▶ _Dataset content_
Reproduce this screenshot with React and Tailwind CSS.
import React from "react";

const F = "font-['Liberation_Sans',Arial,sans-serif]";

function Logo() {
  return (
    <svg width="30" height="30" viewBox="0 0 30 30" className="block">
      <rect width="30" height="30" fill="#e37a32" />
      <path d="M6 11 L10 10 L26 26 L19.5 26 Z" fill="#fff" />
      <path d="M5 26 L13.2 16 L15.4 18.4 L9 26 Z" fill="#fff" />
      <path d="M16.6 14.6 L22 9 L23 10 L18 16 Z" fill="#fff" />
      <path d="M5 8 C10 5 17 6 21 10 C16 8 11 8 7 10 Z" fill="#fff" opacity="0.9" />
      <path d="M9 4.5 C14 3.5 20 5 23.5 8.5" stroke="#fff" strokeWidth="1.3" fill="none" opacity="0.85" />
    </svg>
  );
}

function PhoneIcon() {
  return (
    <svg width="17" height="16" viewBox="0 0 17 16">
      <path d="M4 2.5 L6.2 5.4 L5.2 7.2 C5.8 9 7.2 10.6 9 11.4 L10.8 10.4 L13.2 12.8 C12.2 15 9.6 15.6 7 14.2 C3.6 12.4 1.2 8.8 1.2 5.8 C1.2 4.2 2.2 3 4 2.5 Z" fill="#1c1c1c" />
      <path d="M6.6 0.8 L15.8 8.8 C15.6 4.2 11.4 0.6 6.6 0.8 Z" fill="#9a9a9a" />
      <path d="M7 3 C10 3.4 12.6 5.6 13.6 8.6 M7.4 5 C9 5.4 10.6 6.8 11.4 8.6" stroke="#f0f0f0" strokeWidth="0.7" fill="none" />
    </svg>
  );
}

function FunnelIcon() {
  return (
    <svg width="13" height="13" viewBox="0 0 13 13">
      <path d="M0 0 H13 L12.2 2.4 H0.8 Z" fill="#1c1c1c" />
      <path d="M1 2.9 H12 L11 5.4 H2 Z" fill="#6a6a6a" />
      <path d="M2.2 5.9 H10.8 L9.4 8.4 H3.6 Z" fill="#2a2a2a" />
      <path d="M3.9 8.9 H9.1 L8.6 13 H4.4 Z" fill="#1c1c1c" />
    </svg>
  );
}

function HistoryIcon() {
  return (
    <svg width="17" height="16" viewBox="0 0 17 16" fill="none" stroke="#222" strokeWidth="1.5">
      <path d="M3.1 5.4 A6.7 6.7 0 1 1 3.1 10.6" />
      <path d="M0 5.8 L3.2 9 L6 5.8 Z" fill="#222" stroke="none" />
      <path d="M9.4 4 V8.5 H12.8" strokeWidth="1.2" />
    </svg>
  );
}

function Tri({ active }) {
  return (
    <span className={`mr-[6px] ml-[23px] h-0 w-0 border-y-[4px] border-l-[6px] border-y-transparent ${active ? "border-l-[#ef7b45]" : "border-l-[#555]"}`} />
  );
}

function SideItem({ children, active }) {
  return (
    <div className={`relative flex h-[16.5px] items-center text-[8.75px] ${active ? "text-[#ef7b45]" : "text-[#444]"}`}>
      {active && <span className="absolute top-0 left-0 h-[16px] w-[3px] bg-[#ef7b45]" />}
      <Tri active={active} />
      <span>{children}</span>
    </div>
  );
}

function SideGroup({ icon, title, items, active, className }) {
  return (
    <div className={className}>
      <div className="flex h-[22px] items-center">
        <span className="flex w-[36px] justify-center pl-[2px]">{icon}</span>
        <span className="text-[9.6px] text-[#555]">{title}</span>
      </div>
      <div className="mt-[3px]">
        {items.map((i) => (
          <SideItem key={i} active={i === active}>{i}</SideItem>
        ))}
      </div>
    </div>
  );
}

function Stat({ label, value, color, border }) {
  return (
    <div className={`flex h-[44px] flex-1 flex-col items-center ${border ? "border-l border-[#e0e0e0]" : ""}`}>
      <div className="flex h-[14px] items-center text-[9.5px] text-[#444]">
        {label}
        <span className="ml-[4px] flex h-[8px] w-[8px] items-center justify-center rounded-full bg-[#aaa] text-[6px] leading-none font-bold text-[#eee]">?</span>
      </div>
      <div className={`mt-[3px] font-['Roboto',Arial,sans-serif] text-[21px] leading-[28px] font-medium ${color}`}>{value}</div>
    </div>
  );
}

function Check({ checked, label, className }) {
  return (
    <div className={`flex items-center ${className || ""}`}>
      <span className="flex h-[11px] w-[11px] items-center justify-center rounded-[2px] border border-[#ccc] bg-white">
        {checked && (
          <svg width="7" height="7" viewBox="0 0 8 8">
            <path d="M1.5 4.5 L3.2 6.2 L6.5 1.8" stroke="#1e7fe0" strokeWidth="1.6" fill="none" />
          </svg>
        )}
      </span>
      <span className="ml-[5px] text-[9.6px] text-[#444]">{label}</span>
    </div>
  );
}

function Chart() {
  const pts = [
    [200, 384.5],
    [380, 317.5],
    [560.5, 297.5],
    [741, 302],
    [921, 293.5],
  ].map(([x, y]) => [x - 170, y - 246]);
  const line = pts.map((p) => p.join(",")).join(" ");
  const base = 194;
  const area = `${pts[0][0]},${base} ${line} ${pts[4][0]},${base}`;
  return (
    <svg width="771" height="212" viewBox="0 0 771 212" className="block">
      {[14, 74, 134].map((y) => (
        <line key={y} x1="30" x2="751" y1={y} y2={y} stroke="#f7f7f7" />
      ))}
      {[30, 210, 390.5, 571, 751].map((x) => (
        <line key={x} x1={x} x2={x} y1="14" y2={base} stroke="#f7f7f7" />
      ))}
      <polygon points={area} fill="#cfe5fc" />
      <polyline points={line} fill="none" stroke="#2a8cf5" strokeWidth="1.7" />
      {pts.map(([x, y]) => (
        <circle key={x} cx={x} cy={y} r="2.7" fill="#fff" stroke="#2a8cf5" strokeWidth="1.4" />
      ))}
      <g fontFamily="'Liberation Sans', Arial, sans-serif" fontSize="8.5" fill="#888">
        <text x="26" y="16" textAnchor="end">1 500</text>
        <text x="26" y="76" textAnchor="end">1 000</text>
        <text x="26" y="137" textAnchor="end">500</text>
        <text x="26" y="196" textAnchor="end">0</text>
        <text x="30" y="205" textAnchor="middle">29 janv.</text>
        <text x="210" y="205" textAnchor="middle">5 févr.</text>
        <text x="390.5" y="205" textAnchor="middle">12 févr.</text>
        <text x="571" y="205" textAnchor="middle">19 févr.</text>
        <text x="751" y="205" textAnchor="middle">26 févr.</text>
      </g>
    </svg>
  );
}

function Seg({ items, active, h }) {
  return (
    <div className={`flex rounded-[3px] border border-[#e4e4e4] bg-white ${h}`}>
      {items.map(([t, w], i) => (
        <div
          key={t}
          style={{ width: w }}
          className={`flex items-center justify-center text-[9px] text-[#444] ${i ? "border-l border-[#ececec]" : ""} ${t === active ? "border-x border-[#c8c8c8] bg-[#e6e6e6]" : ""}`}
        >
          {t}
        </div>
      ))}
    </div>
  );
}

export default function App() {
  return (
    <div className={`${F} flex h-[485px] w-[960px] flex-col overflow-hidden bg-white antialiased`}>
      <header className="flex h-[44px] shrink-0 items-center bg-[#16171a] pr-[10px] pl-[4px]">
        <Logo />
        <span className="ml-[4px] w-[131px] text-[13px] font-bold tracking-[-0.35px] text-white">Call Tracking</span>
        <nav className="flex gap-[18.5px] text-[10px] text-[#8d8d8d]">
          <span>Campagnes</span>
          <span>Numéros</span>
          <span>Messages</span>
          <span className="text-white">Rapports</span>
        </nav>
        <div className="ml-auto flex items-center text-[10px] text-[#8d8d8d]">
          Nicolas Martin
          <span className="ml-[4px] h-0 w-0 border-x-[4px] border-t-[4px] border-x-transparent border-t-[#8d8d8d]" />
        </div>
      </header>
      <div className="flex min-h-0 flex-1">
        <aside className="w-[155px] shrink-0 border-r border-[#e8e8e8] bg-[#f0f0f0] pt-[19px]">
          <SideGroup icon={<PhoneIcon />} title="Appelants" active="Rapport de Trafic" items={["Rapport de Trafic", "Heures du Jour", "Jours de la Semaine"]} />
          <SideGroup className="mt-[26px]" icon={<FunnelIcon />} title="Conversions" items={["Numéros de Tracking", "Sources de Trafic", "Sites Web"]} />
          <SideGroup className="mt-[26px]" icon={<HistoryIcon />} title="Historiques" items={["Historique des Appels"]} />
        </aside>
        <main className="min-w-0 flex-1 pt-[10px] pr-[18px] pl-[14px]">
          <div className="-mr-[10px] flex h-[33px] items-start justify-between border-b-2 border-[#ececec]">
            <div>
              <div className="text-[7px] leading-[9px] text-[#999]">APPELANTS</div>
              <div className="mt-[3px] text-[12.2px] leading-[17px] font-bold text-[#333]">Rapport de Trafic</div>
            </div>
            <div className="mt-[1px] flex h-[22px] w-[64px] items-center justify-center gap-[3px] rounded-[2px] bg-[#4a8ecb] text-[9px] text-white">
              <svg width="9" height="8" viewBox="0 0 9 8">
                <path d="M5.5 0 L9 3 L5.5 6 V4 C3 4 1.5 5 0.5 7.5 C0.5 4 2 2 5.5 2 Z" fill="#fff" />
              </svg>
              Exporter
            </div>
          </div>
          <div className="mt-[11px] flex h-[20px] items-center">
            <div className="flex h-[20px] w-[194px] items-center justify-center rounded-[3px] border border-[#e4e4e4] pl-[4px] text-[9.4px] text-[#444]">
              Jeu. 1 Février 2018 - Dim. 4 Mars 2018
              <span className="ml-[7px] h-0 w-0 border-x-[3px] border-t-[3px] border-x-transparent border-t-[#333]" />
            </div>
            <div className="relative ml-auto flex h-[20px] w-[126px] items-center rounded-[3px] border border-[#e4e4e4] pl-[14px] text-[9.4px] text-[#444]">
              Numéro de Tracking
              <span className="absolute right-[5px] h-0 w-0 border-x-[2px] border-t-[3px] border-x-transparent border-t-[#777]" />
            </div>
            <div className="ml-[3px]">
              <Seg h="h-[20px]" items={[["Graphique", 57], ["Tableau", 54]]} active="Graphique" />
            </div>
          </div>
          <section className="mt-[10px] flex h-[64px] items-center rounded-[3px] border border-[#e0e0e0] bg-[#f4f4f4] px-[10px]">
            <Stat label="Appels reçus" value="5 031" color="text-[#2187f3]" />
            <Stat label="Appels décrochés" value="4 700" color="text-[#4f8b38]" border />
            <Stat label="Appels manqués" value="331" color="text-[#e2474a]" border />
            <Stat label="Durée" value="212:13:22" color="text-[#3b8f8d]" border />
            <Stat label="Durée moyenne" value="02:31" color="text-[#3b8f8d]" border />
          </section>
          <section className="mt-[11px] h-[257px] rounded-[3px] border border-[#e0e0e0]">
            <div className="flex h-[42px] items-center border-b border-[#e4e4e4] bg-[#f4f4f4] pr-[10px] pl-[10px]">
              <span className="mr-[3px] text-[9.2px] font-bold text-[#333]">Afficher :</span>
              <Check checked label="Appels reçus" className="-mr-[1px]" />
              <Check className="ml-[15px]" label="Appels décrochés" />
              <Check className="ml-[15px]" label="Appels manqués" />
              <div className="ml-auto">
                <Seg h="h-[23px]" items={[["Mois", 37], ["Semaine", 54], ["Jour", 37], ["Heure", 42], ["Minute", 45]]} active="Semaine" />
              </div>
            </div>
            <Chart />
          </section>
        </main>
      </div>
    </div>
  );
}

▶ _Required task_
Find the lines above that contain the word "React" and collect them.

▶ _Output for this task_
Reproduce this screenshot with React and Tailwind CSS.
import React from "react";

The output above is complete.